_PROBLEM TO WORK ON_: Copy out the listing in full, exactly as written, but not its pictures.

_DATASET SECTION_:
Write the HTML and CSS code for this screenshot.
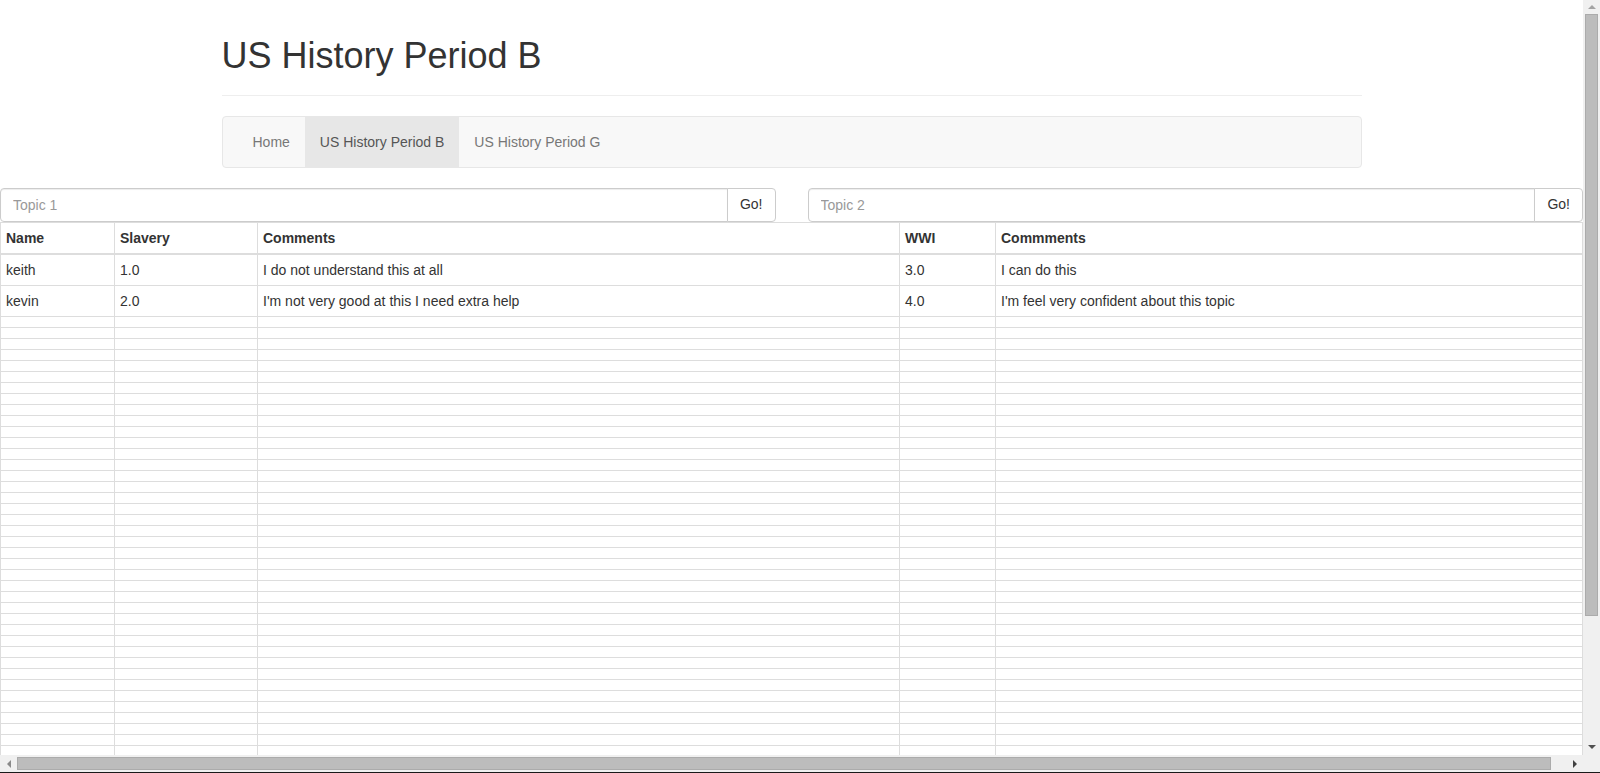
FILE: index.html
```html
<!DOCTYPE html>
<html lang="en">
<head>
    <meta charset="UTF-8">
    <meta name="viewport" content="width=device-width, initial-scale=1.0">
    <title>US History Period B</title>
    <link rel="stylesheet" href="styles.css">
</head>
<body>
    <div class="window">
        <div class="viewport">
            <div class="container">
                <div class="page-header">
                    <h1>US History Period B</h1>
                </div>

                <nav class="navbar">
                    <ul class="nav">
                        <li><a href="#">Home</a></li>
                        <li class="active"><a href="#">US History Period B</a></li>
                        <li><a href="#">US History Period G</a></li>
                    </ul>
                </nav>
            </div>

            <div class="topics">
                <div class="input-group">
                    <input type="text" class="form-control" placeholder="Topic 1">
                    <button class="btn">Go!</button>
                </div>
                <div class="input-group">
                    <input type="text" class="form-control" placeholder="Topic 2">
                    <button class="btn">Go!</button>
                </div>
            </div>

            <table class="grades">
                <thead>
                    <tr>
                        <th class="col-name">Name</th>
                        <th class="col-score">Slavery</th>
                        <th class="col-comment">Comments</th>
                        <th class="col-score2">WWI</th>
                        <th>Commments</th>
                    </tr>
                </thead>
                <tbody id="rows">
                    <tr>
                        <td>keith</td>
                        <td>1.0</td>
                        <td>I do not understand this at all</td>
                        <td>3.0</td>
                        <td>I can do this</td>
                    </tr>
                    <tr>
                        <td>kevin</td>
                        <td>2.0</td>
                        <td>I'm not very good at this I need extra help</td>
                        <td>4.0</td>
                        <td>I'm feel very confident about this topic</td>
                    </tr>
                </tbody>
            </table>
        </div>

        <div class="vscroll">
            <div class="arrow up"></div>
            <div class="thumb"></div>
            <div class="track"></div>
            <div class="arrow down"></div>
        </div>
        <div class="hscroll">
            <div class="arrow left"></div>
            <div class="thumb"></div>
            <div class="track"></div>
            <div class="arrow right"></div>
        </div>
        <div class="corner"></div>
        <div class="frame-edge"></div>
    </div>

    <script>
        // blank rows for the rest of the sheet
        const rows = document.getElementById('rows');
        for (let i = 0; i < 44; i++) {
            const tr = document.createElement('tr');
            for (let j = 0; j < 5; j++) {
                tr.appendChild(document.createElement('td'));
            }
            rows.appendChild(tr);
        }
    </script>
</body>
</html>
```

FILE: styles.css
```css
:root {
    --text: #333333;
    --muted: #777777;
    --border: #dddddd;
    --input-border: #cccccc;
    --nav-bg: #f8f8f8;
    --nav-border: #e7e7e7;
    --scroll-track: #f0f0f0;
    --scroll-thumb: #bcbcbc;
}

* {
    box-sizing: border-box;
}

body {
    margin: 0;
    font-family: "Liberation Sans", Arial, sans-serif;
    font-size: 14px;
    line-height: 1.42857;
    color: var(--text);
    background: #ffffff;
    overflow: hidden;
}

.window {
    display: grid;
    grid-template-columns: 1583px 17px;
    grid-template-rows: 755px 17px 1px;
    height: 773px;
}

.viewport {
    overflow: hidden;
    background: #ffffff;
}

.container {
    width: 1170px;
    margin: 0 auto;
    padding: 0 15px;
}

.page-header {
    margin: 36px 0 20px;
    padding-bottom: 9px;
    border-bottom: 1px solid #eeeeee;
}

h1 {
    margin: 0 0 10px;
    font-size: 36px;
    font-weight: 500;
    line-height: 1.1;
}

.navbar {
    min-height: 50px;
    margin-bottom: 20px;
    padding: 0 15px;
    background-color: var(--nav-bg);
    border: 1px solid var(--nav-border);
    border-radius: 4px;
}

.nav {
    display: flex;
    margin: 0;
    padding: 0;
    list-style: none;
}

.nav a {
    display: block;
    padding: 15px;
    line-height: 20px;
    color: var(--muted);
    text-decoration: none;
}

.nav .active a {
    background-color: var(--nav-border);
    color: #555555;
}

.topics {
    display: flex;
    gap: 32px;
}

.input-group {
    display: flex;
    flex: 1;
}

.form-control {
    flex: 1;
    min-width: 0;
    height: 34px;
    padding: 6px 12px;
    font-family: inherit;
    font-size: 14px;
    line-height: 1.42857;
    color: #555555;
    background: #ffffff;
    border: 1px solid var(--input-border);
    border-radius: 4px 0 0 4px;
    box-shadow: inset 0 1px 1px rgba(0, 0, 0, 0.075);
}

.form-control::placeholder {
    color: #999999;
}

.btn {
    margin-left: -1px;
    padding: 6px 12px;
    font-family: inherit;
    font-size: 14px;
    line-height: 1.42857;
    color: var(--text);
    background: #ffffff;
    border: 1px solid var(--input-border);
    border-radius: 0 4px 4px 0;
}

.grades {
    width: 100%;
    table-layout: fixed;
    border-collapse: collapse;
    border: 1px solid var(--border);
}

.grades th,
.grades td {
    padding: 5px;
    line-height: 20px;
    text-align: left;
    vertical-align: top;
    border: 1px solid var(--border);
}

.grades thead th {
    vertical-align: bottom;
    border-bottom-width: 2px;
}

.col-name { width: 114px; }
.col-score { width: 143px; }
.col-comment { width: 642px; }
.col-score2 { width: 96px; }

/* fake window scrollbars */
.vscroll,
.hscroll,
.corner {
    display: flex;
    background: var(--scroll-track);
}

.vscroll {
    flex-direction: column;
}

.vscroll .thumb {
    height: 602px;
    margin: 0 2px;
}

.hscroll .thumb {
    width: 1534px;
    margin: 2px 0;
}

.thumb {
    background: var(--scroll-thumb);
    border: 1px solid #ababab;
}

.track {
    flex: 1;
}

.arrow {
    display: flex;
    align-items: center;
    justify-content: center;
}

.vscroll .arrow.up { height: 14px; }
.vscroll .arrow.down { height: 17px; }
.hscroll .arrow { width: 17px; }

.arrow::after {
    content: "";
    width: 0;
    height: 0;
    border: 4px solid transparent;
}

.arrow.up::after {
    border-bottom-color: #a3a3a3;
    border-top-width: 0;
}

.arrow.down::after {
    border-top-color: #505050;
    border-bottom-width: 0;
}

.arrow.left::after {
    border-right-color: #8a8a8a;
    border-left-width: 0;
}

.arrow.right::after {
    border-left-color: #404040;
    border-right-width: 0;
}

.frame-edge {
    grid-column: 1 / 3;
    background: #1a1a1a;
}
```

_WORKED ANSWER_:
Write the HTML and CSS code for this screenshot.
FILE: index.html
```html
<!DOCTYPE html>
<html lang="en">
<head>
    <meta charset="UTF-8">
    <meta name="viewport" content="width=device-width, initial-scale=1.0">
    <title>US History Period B</title>
    <link rel="stylesheet" href="styles.css">
</head>
<body>
    <div class="window">
        <div class="viewport">
            <div class="container">
                <div class="page-header">
                    <h1>US History Period B</h1>
                </div>

                <nav class="navbar">
                    <ul class="nav">
                        <li><a href="#">Home</a></li>
                        <li class="active"><a href="#">US History Period B</a></li>
                        <li><a href="#">US History Period G</a></li>
                    </ul>
                </nav>
            </div>

            <div class="topics">
                <div class="input-group">
                    <input type="text" class="form-control" placeholder="Topic 1">
                    <button class="btn">Go!</button>
                </div>
                <div class="input-group">
                    <input type="text" class="form-control" placeholder="Topic 2">
                    <button class="btn">Go!</button>
                </div>
            </div>

            <table class="grades">
                <thead>
                    <tr>
                        <th class="col-name">Name</th>
                        <th class="col-score">Slavery</th>
                        <th class="col-comment">Comments</th>
                        <th class="col-score2">WWI</th>
                        <th>Commments</th>
                    </tr>
                </thead>
                <tbody id="rows">
                    <tr>
                        <td>keith</td>
                        <td>1.0</td>
                        <td>I do not understand this at all</td>
                        <td>3.0</td>
                        <td>I can do this</td>
                    </tr>
                    <tr>
                        <td>kevin</td>
                        <td>2.0</td>
                        <td>I'm not very good at this I need extra help</td>
                        <td>4.0</td>
                        <td>I'm feel very confident about this topic</td>
                    </tr>
                </tbody>
            </table>
        </div>

        <div class="vscroll">
            <div class="arrow up"></div>
            <div class="thumb"></div>
            <div class="track"></div>
            <div class="arrow down"></div>
        </div>
        <div class="hscroll">
            <div class="arrow left"></div>
            <div class="thumb"></div>
            <div class="track"></div>
            <div class="arrow right"></div>
        </div>
        <div class="corner"></div>
        <div class="frame-edge"></div>
    </div>

    <script>
        // blank rows for the rest of the sheet
        const rows = document.getElementById('rows');
        for (let i = 0; i < 44; i++) {
            const tr = document.createElement('tr');
            for (let j = 0; j < 5; j++) {
                tr.appendChild(document.createElement('td'));
            }
            rows.appendChild(tr);
        }
    </script>
</body>
</html>
```

FILE: styles.css
```css
:root {
    --text: #333333;
    --muted: #777777;
    --border: #dddddd;
    --input-border: #cccccc;
    --nav-bg: #f8f8f8;
    --nav-border: #e7e7e7;
    --scroll-track: #f0f0f0;
    --scroll-thumb: #bcbcbc;
}

* {
    box-sizing: border-box;
}

body {
    margin: 0;
    font-family: "Liberation Sans", Arial, sans-serif;
    font-size: 14px;
    line-height: 1.42857;
    color: var(--text);
    background: #ffffff;
    overflow: hidden;
}

.window {
    display: grid;
    grid-template-columns: 1583px 17px;
    grid-template-rows: 755px 17px 1px;
    height: 773px;
}

.viewport {
    overflow: hidden;
    background: #ffffff;
}

.container {
    width: 1170px;
    margin: 0 auto;
    padding: 0 15px;
}

.page-header {
    margin: 36px 0 20px;
    padding-bottom: 9px;
    border-bottom: 1px solid #eeeeee;
}

h1 {
    margin: 0 0 10px;
    font-size: 36px;
    font-weight: 500;
    line-height: 1.1;
}

.navbar {
    min-height: 50px;
    margin-bottom: 20px;
    padding: 0 15px;
    background-color: var(--nav-bg);
    border: 1px solid var(--nav-border);
    border-radius: 4px;
}

.nav {
    display: flex;
    margin: 0;
    padding: 0;
    list-style: none;
}

.nav a {
    display: block;
    padding: 15px;
    line-height: 20px;
    color: var(--muted);
    text-decoration: none;
}

.nav .active a {
    background-color: var(--nav-border);
    color: #555555;
}

.topics {
    display: flex;
    gap: 32px;
}

.input-group {
    display: flex;
    flex: 1;
}

.form-control {
    flex: 1;
    min-width: 0;
    height: 34px;
    padding: 6px 12px;
    font-family: inherit;
    font-size: 14px;
    line-height: 1.42857;
    color: #555555;
    background: #ffffff;
    border: 1px solid var(--input-border);
    border-radius: 4px 0 0 4px;
    box-shadow: inset 0 1px 1px rgba(0, 0, 0, 0.075);
}

.form-control::placeholder {
    color: #999999;
}

.btn {
    margin-left: -1px;
    padding: 6px 12px;
    font-family: inherit;
    font-size: 14px;
    line-height: 1.42857;
    color: var(--text);
    background: #ffffff;
    border: 1px solid var(--input-border);
    border-radius: 0 4px 4px 0;
}

.grades {
    width: 100%;
    table-layout: fixed;
    border-collapse: collapse;
    border: 1px solid var(--border);
}

.grades th,
.grades td {
    padding: 5px;
    line-height: 20px;
    text-align: left;
    vertical-align: top;
    border: 1px solid var(--border);
}

.grades thead th {
    vertical-align: bottom;
    border-bottom-width: 2px;
}

.col-name { width: 114px; }
.col-score { width: 143px; }
.col-comment { width: 642px; }
.col-score2 { width: 96px; }

/* fake window scrollbars */
.vscroll,
.hscroll,
.corner {
    display: flex;
    background: var(--scroll-track);
}

.vscroll {
    flex-direction: column;
}

.vscroll .thumb {
    height: 602px;
    margin: 0 2px;
}

.hscroll .thumb {
    width: 1534px;
    margin: 2px 0;
}

.thumb {
    background: var(--scroll-thumb);
    border: 1px solid #ababab;
}

.track {
    flex: 1;
}

.arrow {
    display: flex;
    align-items: center;
    justify-content: center;
}

.vscroll .arrow.up { height: 14px; }
.vscroll .arrow.down { height: 17px; }
.hscroll .arrow { width: 17px; }

.arrow::after {
    content: "";
    width: 0;
    height: 0;
    border: 4px solid transparent;
}

.arrow.up::after {
    border-bottom-color: #a3a3a3;
    border-top-width: 0;
}

.arrow.down::after {
    border-top-color: #505050;
    border-bottom-width: 0;
}

.arrow.left::after {
    border-right-color: #8a8a8a;
    border-left-width: 0;
}

.arrow.right::after {
    border-left-color: #404040;
    border-right-width: 0;
}

.frame-edge {
    grid-column: 1 / 3;
    background: #1a1a1a;
}
```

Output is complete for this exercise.